Scalise claimed on ABC News that he just simply “ended” up at Mar-a-Lago last week to do “some fundraising” in Florida.

“I was in Florida doing some fundraising throughout a number of parts of Florida, ended up at Mar-a-Lago and the president reached out and we visited,” Scalise said. “I hadn’t seen him since he had left the White House and it was actually good to catch up with him. I noticed he was a lot more relaxed than his four years in the White House.”

After saying that his conversation with Trump in Florida was “more about how he’s doing now and what he’s planning on doing and how his family is doing,” Scalise was pressed on comments by House Minority Leader Kevin McCarthy (R-CA), who blamed Trump for inciting the mob behind the deadly Capitol insurrection hours after the attack last month — only to later backtrack on his rebuke of the former president’s actions.
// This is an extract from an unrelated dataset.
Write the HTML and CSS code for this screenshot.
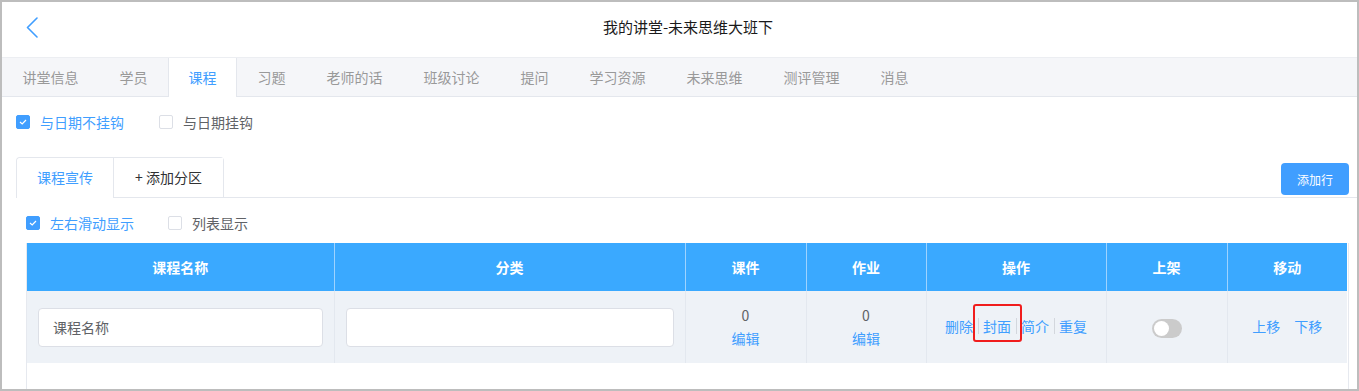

Holding fast to his loyalty to the former president, Scalise said that there was “a lot of blame to go around.”

“At the end of the day, the people who stormed the Capitol on January 6th, it was a disgrace and they need to be held accountable,” Scalise said.

Pressed again on Trump’s role in the deadly Capitol insurrection, Scalise turned his focus to the video montage used by Trump’s impeachment lawyers during the former president’s second impeachment trial that featured Democrats using the word “fight” in political speeches in relation to Trump’s “fight like hell” remark issued hours before rioters breached the Capitol.

“All they’ve done since the day (he) walked into office was try to impeach him,” Scalise said, referring to Democrats.

Scalise continued to repeatedly deflect from Trump’s role in inciting his supporters to storm the Capitol.

“Look, President Trump has denounced what happened and I think everyone should have been unequivocal in their denouncing of what happened not only on January 6 but during the summer,” Scalise said, referring to protests last year over multiple deaths of Black Americans due to police brutality. “Let’s be across the board and say anybody who resorts to violence to settle political disputes, there’s no place for that in America and it should be disputed unequivocally.”

Towards the end of his interview on ABC News, Scalise parroted Trump’s election fraud falsehoods by refusing to flat-out say that President Biden legitimately won the election.

“Once the electors are counted, yes, he’s the legitimate president,” Scalise said. “But if you’re going to ignore the fact that there were states that did not follow their own state legislatively set laws, that’s the issue at heart, that millions of people still are not happy with and don’t want to see happen again.”